[Pages as source code]
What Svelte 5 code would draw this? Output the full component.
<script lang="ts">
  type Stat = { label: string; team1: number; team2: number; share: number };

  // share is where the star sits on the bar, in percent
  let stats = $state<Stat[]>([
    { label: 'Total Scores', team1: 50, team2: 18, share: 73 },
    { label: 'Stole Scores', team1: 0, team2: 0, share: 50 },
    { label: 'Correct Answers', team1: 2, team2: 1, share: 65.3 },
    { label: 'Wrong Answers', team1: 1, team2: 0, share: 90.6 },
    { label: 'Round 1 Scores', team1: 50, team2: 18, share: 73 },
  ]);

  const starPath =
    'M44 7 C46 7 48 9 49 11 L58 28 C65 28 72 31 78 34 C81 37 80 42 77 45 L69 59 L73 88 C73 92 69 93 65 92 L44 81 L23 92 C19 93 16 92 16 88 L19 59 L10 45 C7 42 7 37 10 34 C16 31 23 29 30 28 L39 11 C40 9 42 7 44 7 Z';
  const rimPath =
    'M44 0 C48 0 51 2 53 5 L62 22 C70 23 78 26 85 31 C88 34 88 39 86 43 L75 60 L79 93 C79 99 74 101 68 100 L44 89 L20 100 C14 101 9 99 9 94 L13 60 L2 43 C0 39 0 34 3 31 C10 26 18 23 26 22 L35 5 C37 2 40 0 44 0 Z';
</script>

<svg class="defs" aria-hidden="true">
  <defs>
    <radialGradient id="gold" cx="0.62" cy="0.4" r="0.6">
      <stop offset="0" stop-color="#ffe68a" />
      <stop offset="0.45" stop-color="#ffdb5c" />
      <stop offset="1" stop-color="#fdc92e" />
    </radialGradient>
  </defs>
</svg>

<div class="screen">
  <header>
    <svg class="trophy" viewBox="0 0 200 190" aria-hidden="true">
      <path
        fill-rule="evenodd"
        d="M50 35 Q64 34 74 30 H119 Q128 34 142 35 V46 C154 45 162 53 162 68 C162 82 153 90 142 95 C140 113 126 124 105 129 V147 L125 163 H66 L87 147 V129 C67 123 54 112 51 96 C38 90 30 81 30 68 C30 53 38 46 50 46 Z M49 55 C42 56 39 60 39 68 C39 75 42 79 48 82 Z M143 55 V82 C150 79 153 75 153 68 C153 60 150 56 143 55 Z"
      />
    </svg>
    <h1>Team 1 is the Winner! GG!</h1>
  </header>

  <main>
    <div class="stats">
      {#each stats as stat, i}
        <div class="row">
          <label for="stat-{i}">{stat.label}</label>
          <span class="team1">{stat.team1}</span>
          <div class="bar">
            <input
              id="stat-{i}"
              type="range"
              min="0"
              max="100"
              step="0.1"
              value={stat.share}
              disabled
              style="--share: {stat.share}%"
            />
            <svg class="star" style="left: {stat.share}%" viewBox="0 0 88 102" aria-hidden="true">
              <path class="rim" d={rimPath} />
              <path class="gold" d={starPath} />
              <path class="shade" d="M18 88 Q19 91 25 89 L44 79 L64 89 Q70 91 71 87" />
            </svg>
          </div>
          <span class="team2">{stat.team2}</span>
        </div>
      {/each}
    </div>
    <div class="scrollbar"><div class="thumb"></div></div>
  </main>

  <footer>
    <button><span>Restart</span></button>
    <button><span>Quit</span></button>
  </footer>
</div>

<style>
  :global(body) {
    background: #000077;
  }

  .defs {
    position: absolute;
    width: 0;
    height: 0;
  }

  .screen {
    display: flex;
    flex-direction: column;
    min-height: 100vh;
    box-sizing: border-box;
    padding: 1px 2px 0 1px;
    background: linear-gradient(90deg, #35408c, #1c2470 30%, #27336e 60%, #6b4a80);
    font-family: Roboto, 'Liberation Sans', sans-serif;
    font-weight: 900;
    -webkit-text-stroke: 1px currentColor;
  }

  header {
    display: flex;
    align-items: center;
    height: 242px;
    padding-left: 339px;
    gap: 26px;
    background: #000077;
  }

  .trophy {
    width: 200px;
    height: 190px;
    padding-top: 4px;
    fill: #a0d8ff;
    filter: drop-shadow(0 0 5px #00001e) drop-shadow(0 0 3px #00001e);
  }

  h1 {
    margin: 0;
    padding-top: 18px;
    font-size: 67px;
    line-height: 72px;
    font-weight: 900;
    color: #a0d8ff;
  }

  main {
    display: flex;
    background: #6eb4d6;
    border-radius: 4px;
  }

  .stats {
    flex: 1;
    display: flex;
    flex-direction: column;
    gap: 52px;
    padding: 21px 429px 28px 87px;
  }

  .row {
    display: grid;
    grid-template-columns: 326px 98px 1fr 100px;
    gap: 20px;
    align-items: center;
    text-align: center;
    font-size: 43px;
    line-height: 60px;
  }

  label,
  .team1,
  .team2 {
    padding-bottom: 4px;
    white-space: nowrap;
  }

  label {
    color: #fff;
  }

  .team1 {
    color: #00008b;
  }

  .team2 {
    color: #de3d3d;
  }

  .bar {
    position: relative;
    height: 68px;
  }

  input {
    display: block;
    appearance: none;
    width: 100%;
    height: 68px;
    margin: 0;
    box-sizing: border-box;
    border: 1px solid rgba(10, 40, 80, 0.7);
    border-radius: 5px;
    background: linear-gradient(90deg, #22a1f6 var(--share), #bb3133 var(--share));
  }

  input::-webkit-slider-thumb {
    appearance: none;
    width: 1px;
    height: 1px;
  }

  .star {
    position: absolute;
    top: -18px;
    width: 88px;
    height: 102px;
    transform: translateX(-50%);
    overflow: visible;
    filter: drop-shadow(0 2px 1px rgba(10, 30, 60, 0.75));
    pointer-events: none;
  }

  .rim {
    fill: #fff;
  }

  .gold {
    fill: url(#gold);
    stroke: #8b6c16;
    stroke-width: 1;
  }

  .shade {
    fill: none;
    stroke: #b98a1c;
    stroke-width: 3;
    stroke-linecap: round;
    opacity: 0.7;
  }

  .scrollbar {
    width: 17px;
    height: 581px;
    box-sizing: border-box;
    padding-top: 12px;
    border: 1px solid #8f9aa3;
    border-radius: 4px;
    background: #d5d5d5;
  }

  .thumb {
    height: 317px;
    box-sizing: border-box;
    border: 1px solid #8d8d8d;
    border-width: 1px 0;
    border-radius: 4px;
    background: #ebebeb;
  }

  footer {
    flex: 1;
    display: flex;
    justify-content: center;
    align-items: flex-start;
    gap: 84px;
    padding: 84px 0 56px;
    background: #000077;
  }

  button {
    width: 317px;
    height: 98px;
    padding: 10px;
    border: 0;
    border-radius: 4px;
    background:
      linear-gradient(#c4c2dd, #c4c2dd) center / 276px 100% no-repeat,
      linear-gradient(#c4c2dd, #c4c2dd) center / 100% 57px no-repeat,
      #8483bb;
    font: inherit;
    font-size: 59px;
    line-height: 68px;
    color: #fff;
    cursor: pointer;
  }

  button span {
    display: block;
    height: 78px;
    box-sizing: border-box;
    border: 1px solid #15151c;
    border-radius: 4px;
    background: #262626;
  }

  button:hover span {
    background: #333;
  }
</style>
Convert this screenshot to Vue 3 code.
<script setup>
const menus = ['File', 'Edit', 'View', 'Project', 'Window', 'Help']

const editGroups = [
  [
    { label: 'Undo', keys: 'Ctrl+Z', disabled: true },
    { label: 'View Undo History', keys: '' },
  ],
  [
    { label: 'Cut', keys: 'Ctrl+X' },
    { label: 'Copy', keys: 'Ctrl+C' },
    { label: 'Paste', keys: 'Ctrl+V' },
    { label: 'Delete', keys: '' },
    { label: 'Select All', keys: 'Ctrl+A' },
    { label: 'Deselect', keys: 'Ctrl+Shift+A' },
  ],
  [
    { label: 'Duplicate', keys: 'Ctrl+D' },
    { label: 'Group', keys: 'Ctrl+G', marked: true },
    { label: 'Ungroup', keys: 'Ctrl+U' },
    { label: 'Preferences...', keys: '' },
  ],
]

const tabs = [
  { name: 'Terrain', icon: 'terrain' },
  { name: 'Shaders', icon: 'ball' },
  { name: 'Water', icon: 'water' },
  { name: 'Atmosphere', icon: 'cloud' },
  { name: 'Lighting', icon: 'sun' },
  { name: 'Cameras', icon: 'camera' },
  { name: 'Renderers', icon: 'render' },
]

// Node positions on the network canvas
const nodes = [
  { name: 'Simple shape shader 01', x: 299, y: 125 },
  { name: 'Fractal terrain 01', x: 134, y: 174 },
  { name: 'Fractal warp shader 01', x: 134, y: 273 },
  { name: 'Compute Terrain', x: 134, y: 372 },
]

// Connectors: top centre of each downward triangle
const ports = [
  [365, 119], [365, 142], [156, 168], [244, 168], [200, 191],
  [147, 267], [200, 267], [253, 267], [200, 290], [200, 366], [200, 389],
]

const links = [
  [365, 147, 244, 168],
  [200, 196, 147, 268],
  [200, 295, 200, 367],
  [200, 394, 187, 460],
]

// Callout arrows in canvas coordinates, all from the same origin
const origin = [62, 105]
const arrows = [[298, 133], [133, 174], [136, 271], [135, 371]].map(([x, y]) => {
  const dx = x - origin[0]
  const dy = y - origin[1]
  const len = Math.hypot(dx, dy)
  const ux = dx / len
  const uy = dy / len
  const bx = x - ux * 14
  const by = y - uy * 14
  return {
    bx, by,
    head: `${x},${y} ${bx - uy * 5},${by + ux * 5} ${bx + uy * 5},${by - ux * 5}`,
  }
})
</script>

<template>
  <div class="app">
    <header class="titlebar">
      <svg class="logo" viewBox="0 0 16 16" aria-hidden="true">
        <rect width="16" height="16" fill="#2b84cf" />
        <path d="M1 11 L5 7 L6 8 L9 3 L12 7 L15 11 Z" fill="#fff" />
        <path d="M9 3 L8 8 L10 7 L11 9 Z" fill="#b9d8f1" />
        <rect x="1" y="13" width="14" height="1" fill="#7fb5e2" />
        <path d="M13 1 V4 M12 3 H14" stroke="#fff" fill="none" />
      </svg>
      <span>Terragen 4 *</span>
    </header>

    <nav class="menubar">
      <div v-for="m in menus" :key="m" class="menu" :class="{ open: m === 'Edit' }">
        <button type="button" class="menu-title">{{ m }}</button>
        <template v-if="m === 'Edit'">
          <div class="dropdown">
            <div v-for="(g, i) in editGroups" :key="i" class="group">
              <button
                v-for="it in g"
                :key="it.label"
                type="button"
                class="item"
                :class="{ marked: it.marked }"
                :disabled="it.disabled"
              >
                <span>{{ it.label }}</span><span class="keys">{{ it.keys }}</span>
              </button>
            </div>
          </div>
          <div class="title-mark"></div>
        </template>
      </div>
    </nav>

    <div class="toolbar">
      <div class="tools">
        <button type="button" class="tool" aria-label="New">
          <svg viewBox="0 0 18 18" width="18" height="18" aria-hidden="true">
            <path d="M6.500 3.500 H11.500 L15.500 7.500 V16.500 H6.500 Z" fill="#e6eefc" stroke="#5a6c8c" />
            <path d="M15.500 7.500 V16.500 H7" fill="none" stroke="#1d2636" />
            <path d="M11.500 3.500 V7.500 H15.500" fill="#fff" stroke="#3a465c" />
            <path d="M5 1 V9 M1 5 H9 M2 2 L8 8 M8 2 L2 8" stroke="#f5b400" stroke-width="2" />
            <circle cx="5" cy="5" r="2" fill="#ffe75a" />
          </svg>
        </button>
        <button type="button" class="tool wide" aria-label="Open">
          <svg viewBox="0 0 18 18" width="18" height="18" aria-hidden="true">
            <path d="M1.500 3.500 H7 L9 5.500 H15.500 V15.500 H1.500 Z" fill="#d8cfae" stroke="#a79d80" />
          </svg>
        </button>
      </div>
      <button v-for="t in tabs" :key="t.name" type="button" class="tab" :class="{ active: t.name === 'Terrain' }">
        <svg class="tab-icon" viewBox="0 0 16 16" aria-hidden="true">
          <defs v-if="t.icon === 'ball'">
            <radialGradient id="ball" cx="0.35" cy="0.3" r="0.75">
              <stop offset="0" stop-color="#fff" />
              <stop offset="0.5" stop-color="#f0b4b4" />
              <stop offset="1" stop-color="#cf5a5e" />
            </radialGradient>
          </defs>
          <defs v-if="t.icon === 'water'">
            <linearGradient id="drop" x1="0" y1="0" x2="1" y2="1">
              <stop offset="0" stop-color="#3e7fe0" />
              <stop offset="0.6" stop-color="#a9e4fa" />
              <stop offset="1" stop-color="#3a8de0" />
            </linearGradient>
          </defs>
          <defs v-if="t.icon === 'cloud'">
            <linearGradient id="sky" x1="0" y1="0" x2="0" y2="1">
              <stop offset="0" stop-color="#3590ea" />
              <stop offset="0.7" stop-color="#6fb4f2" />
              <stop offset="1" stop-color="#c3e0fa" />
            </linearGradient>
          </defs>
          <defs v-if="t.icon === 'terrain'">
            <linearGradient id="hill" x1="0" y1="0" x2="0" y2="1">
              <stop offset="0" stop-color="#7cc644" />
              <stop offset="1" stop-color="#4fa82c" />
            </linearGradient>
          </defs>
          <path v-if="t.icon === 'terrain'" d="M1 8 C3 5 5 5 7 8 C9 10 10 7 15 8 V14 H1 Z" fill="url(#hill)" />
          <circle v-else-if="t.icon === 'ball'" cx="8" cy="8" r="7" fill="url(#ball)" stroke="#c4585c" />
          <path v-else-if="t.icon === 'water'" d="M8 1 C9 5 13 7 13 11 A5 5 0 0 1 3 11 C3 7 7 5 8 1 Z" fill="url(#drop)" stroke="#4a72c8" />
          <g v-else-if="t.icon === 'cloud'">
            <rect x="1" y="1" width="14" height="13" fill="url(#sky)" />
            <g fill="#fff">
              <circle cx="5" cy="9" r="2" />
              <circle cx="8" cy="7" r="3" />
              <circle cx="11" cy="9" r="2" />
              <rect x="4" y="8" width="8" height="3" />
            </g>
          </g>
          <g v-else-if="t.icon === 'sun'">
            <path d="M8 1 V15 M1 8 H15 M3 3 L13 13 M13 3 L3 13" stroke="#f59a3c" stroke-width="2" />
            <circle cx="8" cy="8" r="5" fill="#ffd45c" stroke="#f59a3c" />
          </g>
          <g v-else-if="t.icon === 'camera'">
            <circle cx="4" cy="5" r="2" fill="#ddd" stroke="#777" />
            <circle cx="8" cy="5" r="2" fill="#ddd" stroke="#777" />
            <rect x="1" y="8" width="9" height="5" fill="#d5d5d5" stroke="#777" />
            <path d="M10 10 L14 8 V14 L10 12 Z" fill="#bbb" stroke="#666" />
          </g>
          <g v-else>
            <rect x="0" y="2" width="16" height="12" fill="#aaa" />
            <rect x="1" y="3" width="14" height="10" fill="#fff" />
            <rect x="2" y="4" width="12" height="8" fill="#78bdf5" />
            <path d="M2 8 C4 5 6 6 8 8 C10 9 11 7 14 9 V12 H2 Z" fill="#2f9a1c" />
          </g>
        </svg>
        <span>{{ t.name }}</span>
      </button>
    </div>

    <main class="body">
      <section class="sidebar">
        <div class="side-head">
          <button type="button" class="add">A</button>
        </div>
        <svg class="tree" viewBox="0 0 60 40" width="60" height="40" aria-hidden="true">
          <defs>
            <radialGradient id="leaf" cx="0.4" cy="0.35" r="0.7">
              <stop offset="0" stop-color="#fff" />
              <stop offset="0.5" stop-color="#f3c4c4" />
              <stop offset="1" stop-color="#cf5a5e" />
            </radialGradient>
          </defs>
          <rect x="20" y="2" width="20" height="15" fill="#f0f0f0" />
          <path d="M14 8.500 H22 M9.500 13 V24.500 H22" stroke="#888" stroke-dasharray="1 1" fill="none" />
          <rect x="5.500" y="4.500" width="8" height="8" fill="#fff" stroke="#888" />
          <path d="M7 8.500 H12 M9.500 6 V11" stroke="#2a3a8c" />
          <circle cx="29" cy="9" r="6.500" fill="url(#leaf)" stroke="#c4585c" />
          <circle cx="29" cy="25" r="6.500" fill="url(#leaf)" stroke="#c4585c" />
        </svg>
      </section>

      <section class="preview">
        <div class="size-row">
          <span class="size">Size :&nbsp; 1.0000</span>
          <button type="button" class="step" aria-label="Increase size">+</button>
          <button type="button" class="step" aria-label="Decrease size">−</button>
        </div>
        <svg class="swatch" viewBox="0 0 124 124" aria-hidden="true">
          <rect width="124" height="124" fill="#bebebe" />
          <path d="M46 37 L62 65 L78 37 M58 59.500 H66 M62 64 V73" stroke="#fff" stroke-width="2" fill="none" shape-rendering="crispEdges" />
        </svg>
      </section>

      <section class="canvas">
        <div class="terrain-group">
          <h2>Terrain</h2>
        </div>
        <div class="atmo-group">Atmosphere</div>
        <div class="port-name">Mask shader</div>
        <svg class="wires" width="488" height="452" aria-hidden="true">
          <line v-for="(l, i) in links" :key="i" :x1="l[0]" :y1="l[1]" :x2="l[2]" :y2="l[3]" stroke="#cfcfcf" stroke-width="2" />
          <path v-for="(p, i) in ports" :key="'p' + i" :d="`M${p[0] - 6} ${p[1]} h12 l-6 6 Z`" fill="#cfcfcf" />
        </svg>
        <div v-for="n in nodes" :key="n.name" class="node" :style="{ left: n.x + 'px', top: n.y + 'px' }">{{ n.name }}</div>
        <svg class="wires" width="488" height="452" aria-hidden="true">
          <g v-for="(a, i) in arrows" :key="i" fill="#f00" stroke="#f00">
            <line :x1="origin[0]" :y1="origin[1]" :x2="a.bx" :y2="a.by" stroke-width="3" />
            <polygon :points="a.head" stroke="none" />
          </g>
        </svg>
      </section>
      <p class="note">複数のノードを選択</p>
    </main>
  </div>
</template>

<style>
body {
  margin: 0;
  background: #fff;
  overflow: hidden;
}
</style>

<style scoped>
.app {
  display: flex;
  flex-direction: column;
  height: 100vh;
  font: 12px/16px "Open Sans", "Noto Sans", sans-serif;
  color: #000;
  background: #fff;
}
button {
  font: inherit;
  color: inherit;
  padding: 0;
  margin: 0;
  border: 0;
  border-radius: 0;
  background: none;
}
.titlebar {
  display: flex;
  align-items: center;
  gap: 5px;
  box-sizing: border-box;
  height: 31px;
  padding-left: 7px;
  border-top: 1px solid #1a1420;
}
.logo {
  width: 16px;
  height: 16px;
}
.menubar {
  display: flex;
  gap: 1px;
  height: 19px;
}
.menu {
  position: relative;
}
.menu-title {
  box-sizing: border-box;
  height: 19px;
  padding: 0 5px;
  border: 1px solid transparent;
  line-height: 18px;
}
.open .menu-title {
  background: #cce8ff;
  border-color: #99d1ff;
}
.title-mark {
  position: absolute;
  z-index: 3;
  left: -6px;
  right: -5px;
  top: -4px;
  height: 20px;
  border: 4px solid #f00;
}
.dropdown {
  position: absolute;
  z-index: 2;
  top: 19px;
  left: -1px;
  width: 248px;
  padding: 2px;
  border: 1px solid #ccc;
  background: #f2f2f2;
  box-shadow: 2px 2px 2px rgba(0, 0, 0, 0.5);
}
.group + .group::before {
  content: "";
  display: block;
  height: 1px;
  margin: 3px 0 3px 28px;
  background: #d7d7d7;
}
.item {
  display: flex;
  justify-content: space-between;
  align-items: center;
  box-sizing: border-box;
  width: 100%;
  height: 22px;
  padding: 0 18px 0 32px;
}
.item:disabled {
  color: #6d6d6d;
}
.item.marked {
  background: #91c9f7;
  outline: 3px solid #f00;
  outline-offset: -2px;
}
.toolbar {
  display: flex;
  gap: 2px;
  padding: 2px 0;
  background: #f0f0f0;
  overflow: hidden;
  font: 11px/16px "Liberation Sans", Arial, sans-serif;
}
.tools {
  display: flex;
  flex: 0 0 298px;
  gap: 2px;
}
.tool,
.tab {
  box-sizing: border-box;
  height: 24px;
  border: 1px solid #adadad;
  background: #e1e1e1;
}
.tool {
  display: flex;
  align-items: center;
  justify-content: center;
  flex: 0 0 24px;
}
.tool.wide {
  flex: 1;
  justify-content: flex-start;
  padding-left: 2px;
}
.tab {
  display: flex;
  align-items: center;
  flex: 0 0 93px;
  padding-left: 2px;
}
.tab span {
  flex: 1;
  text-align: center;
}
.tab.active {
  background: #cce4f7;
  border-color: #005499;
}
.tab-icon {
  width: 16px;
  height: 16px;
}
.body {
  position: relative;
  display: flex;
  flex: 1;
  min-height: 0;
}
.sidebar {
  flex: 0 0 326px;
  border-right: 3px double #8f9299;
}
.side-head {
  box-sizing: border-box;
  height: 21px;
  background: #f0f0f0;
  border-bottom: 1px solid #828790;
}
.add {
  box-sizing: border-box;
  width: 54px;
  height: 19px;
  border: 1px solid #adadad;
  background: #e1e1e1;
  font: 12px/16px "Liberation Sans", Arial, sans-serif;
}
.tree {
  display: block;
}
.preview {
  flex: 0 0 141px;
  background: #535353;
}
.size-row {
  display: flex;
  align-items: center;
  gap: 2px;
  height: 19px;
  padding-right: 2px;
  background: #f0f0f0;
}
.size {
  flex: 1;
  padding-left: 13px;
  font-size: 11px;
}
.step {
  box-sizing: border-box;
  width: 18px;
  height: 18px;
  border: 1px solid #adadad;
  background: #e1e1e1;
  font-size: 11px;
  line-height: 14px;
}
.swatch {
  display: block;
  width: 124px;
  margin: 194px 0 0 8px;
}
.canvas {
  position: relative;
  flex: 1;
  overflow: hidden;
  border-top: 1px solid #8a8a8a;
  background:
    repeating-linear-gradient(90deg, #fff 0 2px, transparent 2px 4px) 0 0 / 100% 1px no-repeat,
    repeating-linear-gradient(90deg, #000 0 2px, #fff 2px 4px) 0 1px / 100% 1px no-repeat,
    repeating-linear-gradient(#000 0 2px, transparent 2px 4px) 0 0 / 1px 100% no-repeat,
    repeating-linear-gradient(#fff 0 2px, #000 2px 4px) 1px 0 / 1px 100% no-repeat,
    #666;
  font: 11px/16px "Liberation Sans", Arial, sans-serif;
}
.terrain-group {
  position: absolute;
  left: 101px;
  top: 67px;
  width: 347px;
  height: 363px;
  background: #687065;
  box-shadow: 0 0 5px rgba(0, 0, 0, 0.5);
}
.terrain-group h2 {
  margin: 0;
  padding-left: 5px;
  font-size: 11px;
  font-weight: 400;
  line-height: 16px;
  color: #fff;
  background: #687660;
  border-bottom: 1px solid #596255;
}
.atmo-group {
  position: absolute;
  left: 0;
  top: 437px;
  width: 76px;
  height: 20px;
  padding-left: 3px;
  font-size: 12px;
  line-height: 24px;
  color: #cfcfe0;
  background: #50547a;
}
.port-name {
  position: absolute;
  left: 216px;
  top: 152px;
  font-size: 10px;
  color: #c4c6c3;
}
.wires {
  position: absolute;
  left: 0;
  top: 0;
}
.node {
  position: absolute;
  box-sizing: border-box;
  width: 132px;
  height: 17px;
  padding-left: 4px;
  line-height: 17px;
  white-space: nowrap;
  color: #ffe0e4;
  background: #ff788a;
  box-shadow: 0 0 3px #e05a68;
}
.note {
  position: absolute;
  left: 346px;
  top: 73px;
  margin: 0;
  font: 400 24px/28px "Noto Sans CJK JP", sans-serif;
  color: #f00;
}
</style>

=== Task description ===
Copy down every line of the material above that includes the string "this".

=== Written answer ===
What Svelte 5 code would draw this? Output the full component.
Convert this screenshot to Vue 3 code.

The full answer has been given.